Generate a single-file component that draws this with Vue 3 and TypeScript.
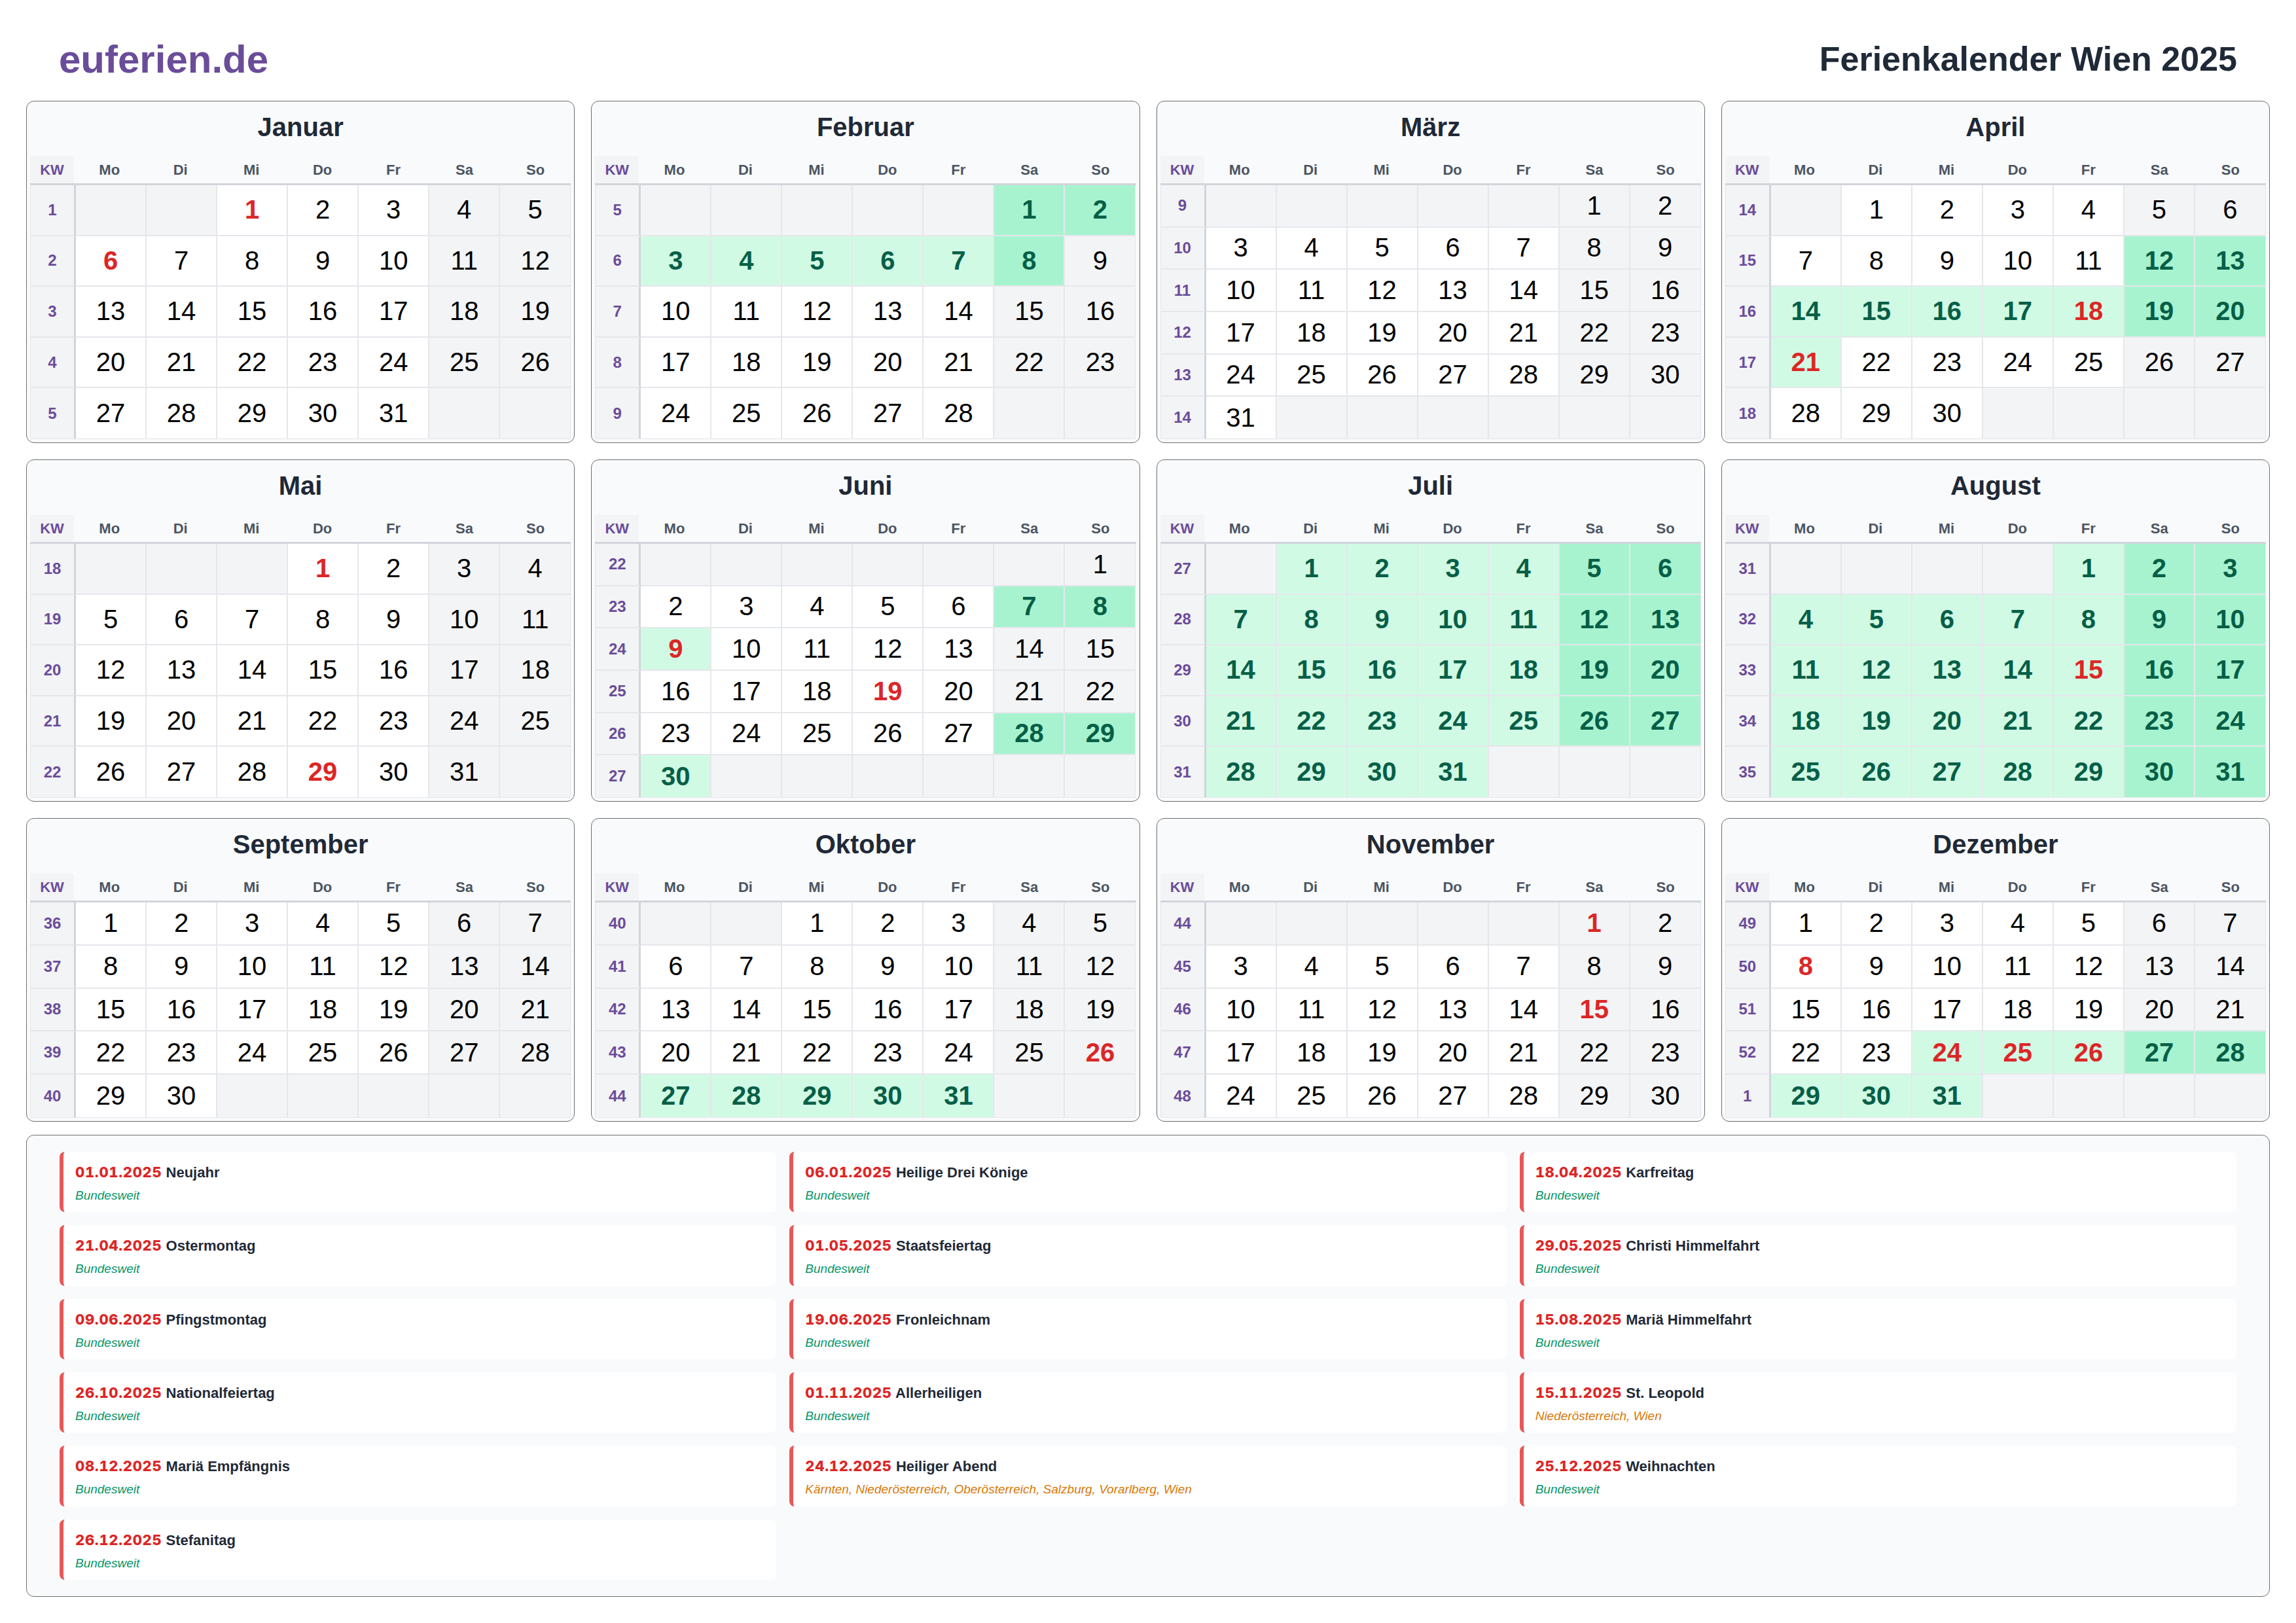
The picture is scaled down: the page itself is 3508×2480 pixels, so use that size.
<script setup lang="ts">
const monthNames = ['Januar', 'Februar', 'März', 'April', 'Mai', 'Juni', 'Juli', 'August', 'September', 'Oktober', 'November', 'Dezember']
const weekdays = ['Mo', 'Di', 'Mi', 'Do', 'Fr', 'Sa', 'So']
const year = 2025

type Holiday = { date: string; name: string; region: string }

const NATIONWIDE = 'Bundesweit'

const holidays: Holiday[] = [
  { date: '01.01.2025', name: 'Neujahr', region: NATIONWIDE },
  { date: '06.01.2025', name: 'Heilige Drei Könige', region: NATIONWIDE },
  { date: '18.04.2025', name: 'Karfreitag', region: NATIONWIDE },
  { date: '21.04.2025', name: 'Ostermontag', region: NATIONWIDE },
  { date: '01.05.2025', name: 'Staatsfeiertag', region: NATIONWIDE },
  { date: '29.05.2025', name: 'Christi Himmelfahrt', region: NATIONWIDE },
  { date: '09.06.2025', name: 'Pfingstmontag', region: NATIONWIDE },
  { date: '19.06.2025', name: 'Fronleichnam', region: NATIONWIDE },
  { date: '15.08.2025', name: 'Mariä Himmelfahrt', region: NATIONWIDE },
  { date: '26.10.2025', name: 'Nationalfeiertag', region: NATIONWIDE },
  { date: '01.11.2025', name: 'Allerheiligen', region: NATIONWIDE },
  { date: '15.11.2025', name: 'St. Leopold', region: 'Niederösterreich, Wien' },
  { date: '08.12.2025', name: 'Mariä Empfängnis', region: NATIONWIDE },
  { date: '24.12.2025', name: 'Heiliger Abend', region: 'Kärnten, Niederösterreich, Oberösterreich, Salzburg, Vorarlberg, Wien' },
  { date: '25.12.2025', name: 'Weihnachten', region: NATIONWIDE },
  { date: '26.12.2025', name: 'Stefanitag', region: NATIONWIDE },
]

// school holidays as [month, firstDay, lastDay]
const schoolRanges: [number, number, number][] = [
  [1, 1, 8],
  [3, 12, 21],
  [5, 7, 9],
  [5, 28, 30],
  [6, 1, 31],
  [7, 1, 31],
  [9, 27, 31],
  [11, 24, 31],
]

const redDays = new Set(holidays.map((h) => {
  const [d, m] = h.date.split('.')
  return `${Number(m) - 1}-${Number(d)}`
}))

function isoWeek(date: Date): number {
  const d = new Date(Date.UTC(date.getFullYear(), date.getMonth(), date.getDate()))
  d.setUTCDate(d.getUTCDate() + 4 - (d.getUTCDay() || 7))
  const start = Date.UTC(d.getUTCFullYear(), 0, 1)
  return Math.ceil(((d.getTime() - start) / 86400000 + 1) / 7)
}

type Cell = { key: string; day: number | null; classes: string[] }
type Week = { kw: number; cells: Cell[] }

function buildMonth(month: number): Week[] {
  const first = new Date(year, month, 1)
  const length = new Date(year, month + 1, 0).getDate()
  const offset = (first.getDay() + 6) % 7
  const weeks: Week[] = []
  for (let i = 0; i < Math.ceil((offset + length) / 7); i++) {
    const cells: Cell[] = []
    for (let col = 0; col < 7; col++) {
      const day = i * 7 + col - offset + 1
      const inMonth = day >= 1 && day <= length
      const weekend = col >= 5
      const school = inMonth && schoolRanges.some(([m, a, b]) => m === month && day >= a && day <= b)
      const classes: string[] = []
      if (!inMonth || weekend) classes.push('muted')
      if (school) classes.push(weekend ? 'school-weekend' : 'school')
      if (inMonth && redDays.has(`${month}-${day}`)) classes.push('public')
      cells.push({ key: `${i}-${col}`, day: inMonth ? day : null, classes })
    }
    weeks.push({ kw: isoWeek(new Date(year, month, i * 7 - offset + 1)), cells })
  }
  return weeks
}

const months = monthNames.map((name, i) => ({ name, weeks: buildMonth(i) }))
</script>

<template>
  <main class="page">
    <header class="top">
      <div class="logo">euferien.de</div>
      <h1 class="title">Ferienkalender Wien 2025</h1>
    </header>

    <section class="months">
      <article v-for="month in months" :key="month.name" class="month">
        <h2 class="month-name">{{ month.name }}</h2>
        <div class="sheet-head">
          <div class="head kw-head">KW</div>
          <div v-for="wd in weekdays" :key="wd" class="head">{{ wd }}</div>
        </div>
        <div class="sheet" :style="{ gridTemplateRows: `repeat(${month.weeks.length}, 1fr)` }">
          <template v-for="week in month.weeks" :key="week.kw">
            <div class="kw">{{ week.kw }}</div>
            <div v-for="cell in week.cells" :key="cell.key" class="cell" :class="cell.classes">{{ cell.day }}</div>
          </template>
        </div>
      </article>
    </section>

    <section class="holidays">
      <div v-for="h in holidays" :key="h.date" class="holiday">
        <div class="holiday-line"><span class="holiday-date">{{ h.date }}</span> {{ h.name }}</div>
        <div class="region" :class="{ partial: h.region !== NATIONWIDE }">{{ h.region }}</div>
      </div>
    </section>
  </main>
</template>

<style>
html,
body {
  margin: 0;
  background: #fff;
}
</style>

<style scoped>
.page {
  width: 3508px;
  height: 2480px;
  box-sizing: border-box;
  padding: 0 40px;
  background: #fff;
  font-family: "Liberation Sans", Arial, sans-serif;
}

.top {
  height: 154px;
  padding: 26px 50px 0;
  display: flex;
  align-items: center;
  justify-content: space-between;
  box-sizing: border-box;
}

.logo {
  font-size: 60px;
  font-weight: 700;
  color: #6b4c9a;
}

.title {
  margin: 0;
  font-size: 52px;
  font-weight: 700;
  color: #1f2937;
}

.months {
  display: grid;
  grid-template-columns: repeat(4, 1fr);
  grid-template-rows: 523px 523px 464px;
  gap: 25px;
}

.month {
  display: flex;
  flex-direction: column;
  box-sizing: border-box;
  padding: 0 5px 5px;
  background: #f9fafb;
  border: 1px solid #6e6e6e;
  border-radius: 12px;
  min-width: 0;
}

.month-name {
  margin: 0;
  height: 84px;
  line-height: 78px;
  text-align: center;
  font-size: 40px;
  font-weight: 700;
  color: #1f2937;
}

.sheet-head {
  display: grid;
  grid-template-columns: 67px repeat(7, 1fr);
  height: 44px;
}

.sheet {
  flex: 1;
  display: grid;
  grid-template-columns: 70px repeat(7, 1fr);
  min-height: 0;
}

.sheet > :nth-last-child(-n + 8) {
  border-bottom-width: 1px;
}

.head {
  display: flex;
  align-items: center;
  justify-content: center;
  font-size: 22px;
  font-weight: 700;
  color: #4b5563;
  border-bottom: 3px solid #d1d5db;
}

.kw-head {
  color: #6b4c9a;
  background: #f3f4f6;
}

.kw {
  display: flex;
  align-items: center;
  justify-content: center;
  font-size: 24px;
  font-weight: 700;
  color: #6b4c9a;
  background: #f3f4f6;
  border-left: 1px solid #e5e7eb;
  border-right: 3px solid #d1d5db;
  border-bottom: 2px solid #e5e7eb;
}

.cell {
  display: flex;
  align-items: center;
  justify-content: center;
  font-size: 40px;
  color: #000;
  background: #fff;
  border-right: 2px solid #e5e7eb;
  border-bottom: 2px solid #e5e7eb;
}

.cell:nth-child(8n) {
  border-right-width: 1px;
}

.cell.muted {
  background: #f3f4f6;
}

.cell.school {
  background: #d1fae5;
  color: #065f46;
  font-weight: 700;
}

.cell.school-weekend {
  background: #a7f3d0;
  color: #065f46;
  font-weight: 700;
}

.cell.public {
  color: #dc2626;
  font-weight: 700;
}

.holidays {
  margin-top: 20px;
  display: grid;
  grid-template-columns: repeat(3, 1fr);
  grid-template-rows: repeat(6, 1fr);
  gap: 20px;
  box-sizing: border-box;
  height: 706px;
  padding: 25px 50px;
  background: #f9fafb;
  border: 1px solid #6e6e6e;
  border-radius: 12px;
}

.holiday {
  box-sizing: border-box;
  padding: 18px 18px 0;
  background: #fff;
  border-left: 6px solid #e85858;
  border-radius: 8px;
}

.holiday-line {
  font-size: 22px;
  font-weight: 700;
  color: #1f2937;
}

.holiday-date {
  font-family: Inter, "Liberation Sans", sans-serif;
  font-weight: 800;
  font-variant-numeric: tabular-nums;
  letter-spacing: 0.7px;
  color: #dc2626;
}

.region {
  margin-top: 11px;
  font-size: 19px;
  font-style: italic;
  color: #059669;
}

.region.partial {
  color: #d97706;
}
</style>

◇ ◇ ◇ ◇ ◇

**INSTRUCTIONS TO FOLLOW:**
In the data above, please extract the lines from the first one through the line with "const NATIONWIDE = 'Bundesweit'", exactly, and keep pictures out.

**TASK RESULT:**
Generate a single-file component that draws this with Vue 3 and TypeScript.
The picture is scaled down: the page itself is 3508×2480 pixels, so use that size.
<script setup lang="ts">
const monthNames = ['Januar', 'Februar', 'März', 'April', 'Mai', 'Juni', 'Juli', 'August', 'September', 'Oktober', 'November', 'Dezember']
const weekdays = ['Mo', 'Di', 'Mi', 'Do', 'Fr', 'Sa', 'So']
const year = 2025

type Holiday = { date: string; name: string; region: string }

const NATIONWIDE = 'Bundesweit'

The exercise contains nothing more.